**Task requirements**
Repeat, exactly as written, every line from the one holding "Recreate this image" through the one holding "absolute left-0 top-0". Leave out all other lines.

**** Records for this task ****

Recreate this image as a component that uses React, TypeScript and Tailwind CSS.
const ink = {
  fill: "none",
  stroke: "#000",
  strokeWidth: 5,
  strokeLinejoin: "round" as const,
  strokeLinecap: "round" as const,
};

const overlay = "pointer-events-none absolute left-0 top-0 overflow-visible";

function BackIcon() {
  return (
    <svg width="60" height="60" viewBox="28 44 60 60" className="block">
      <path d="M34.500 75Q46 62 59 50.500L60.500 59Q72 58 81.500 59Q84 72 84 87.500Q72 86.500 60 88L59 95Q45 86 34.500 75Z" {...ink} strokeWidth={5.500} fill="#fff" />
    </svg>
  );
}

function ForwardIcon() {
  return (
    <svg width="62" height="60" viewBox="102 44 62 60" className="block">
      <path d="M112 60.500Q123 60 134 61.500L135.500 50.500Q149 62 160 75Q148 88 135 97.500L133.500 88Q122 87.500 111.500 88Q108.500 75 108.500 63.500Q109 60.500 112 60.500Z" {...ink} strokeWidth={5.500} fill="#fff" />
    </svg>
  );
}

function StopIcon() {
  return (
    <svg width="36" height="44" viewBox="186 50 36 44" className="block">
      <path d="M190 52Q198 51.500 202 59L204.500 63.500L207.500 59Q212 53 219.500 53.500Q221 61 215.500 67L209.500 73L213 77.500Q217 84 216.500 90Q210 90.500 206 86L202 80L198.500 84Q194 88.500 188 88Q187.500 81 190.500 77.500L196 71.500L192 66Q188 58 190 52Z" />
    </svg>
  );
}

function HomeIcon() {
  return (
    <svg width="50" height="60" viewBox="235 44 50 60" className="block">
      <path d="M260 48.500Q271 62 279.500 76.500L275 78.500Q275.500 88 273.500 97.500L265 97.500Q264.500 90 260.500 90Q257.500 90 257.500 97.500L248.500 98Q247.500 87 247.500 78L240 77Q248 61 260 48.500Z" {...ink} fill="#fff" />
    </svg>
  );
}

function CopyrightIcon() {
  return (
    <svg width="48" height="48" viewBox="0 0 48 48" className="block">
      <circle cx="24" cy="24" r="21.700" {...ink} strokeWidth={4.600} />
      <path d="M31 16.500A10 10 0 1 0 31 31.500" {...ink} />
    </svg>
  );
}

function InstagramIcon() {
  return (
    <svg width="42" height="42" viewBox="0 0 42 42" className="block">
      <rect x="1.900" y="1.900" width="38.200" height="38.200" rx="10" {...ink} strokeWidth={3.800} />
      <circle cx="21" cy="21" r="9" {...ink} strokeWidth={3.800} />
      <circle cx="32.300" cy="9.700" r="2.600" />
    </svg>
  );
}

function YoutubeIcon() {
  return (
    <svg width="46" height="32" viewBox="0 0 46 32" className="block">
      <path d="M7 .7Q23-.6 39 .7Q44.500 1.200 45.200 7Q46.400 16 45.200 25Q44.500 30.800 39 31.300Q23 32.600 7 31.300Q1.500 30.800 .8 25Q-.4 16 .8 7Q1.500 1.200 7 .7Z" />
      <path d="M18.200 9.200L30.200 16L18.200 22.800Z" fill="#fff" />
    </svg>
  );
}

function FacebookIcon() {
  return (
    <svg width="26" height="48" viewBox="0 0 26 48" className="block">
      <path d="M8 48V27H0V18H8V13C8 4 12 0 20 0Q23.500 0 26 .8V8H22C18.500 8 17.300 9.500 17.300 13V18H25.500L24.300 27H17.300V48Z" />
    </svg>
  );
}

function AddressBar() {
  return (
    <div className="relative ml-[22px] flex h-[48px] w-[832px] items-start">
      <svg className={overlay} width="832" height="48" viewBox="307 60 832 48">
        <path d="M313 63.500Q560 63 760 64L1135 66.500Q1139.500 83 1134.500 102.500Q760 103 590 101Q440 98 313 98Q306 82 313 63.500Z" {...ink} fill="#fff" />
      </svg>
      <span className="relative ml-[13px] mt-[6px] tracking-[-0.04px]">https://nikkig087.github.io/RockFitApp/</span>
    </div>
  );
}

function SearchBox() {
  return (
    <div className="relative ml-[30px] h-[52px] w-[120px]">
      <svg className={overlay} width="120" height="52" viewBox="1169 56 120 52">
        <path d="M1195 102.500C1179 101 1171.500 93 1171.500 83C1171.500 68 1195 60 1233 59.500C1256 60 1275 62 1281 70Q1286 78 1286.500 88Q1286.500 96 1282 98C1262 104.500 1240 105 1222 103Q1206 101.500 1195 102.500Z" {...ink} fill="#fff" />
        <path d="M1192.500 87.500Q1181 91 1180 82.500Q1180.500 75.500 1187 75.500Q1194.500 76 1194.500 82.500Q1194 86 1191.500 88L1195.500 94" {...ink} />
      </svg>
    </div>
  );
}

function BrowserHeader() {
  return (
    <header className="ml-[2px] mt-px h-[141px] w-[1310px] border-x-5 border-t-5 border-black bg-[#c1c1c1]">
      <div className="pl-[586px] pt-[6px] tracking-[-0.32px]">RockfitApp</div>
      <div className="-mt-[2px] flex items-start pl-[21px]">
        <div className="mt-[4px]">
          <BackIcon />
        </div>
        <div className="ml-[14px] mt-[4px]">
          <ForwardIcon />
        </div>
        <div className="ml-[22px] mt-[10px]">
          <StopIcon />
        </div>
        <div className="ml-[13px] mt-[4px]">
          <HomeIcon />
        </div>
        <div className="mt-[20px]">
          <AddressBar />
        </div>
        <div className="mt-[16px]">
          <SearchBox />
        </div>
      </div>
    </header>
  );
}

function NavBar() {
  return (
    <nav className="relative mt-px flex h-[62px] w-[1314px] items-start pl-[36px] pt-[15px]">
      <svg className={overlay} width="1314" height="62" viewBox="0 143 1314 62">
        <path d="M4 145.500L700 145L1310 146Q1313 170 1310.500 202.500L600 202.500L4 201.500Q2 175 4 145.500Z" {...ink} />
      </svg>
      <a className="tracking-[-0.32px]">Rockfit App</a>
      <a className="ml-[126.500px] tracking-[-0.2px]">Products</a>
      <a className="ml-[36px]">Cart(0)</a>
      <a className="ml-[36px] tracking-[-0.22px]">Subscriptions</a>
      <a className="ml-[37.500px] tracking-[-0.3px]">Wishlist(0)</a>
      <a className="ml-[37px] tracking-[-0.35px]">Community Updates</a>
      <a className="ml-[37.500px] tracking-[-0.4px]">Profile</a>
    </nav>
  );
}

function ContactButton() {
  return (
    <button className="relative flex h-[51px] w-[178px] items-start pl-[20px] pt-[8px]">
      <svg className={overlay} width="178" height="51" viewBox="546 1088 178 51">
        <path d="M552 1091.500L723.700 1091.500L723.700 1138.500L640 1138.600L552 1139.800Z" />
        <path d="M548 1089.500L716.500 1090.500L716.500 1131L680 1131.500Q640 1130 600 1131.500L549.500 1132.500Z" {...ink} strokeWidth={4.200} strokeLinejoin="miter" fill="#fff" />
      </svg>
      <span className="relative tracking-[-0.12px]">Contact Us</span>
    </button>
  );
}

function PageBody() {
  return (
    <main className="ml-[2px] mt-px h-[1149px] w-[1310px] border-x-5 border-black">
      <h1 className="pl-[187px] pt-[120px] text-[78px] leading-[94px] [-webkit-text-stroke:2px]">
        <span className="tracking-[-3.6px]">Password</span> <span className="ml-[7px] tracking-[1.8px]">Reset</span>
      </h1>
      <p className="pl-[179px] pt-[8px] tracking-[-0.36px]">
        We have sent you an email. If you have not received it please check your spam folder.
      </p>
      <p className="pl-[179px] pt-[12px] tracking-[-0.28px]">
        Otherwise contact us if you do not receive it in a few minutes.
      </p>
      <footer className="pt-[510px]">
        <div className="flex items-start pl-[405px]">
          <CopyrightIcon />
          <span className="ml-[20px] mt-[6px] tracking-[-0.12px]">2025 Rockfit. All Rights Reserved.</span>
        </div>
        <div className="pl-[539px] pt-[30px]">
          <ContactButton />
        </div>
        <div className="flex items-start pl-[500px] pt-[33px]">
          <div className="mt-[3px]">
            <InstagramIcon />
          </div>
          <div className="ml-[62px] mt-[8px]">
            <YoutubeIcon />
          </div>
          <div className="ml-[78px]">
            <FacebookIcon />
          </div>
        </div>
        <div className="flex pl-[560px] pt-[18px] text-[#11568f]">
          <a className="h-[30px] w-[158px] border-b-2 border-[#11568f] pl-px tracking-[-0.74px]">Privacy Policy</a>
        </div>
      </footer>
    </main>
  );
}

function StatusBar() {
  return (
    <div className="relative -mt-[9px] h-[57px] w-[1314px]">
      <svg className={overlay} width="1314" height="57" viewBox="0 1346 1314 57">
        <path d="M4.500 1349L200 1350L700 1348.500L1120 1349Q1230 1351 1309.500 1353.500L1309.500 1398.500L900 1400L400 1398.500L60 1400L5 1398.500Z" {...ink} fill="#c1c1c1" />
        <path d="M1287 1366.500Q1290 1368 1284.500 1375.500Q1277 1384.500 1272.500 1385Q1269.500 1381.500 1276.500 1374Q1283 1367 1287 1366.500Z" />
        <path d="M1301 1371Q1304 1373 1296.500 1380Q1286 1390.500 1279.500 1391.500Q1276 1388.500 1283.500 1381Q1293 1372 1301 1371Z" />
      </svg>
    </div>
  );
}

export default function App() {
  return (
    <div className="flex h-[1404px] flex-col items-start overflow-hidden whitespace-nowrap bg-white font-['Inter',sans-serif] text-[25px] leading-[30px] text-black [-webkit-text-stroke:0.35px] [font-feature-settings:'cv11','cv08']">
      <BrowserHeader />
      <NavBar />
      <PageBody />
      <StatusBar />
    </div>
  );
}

****
**** Records for this task ****

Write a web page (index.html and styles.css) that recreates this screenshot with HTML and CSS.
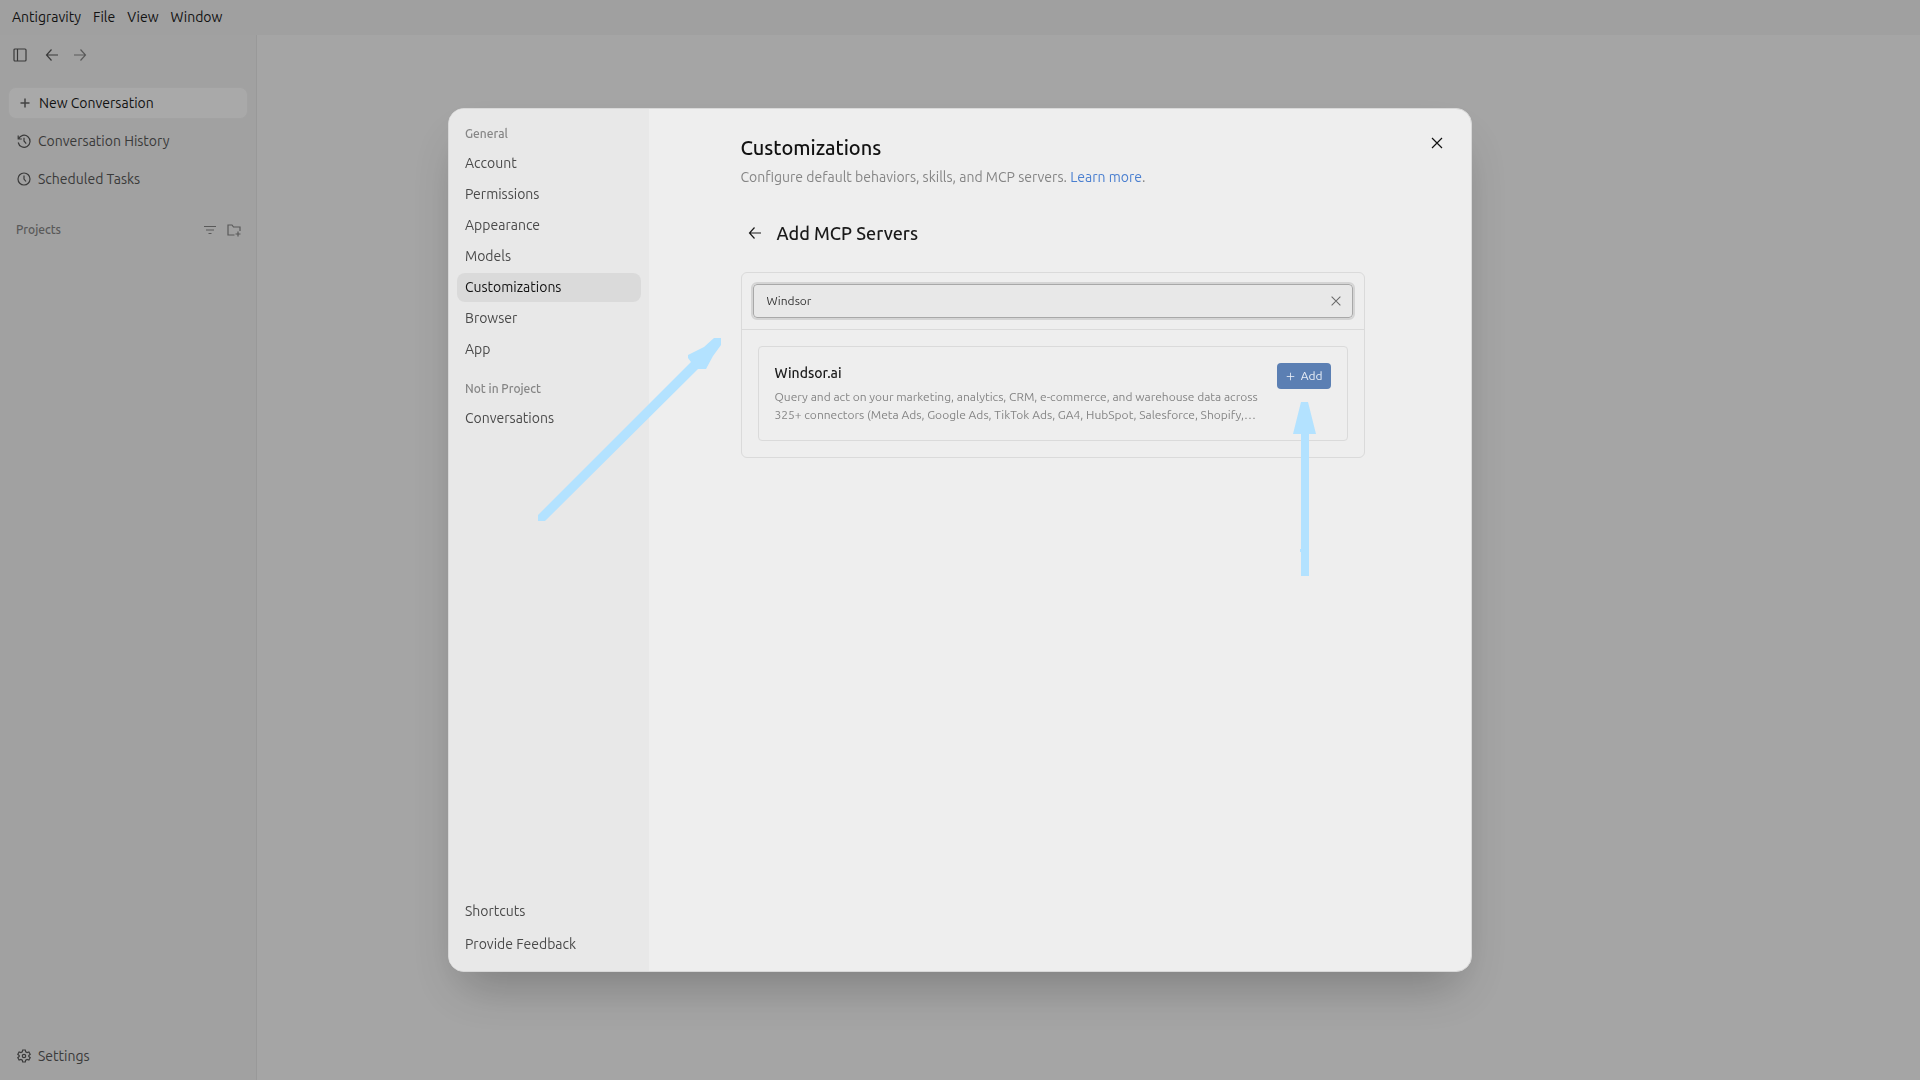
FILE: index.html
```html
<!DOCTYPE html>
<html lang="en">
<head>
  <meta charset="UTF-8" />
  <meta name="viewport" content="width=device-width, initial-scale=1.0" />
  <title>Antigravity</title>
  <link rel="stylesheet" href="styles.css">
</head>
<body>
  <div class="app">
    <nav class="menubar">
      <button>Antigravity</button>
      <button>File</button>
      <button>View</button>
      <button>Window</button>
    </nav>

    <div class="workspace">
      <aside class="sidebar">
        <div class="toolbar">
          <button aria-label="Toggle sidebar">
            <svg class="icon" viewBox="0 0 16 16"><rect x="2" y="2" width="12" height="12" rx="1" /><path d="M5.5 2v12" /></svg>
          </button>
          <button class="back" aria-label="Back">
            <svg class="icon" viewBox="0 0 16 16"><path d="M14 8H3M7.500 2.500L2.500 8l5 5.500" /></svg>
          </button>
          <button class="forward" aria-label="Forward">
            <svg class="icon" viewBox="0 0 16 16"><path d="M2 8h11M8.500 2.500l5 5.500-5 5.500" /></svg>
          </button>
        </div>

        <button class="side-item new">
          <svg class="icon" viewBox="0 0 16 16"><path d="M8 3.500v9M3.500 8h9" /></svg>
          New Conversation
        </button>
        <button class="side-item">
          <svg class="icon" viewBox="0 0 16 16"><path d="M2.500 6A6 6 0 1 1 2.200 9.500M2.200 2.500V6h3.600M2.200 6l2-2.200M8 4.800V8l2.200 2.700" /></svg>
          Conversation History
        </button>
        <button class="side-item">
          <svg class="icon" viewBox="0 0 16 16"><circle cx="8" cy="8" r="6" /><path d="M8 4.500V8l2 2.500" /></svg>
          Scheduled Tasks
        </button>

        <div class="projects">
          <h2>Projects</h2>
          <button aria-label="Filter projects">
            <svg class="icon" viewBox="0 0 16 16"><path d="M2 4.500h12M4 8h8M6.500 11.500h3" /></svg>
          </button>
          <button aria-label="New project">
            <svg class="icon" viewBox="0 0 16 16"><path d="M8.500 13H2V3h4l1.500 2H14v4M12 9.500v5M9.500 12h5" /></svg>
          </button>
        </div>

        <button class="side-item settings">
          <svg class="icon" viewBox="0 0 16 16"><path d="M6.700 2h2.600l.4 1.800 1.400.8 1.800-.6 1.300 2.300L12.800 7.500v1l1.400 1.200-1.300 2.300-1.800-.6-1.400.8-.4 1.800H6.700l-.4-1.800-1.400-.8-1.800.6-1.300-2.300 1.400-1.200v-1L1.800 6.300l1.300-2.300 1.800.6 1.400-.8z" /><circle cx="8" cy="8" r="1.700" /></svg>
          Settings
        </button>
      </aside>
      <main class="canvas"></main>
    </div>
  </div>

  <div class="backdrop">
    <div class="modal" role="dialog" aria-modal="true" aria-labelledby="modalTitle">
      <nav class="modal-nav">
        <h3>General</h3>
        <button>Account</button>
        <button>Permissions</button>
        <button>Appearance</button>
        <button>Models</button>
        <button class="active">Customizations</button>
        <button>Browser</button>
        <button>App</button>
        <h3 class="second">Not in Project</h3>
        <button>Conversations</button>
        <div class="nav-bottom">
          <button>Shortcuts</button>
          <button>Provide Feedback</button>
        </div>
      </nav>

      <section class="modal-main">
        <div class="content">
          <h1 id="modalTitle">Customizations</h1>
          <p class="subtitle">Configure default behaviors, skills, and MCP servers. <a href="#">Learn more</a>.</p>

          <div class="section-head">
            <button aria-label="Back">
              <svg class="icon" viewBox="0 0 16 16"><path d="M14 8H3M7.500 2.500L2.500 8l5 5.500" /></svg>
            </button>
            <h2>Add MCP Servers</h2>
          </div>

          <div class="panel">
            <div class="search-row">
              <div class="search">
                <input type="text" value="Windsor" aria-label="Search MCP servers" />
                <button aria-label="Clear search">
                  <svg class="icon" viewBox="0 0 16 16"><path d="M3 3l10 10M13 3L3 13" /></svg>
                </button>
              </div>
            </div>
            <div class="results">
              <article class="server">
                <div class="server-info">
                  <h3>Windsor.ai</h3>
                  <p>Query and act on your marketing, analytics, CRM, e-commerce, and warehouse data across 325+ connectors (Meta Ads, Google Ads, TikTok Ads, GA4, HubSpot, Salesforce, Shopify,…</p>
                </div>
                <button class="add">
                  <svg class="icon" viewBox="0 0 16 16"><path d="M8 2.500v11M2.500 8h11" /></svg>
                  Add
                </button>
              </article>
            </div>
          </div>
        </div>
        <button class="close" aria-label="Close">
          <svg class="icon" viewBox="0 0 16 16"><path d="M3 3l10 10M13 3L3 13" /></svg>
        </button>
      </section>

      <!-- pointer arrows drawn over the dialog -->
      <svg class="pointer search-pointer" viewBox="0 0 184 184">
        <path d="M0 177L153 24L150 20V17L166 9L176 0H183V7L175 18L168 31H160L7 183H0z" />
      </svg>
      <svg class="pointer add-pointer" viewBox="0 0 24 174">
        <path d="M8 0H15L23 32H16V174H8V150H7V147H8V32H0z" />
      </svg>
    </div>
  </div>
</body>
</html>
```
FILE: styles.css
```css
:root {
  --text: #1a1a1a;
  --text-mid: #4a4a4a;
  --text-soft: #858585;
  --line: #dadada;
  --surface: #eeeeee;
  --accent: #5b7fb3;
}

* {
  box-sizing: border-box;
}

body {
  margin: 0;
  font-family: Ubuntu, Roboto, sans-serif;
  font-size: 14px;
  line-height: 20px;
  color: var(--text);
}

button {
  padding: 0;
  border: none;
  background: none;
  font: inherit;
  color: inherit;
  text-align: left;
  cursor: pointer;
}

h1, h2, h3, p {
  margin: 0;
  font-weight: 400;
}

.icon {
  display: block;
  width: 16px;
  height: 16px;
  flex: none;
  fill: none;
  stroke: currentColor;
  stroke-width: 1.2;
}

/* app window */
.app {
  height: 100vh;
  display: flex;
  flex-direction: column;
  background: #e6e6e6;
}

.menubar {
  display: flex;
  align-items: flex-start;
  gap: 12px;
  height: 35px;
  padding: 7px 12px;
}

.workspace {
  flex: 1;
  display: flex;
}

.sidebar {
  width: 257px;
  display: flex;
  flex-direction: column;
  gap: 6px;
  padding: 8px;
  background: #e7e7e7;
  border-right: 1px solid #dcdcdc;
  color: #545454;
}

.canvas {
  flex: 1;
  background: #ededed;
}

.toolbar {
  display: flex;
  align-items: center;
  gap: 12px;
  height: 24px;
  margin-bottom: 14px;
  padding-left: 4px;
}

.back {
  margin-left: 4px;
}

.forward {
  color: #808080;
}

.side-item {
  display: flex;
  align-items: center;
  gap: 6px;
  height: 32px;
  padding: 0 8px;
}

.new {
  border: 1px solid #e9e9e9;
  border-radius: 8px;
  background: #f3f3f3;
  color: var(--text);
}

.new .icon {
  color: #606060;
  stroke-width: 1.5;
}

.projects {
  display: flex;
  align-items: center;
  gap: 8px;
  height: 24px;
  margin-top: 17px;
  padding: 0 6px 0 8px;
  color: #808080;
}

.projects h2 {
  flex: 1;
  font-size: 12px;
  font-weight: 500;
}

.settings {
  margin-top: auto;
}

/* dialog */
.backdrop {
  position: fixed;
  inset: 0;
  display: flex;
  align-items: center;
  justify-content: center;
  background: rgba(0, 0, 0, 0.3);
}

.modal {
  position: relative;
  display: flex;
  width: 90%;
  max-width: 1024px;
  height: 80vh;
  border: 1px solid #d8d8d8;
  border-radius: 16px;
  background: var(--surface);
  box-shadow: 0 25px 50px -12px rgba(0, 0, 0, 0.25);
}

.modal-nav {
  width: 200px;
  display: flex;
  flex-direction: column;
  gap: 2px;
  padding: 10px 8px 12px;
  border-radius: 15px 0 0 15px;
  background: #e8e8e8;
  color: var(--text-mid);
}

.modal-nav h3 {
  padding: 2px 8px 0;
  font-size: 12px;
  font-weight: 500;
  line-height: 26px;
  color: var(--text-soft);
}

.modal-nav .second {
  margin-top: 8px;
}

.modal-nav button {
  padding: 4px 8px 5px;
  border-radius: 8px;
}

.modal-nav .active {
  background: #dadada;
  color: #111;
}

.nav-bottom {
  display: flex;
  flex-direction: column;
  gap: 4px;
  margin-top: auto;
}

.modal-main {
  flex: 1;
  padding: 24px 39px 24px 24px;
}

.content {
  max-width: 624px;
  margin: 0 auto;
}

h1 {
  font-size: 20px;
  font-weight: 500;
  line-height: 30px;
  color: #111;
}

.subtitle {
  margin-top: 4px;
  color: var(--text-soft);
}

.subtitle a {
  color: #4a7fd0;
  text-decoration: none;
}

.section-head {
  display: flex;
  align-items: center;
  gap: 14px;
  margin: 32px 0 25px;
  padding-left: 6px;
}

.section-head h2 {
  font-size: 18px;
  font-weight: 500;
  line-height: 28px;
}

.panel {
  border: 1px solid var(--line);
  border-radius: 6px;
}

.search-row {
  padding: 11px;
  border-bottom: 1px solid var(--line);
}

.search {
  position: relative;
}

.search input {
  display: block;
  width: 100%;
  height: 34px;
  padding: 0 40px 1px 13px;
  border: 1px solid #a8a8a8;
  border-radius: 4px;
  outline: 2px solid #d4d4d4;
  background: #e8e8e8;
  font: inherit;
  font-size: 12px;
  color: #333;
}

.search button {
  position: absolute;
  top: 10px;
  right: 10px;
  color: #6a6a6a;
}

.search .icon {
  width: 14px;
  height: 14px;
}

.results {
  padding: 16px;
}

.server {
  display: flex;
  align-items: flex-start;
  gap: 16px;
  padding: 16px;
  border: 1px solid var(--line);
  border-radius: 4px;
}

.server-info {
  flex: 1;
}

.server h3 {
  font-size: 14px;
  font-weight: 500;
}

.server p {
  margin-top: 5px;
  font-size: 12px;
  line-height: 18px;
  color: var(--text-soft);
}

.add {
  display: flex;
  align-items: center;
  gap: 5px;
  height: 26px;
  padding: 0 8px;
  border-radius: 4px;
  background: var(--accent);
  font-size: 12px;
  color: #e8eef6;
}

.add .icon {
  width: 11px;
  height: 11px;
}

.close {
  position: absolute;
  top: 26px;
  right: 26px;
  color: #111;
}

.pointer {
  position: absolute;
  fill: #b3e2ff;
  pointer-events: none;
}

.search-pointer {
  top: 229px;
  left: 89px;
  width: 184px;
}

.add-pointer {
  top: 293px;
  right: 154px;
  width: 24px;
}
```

****

**The completed task**
Recreate this image as a component that uses React, TypeScript and Tailwind CSS.
const ink = {
  fill: "none",
  stroke: "#000",
  strokeWidth: 5,
  strokeLinejoin: "round" as const,
  strokeLinecap: "round" as const,
};

const overlay = "pointer-events-none absolute left-0 top-0 overflow-visible";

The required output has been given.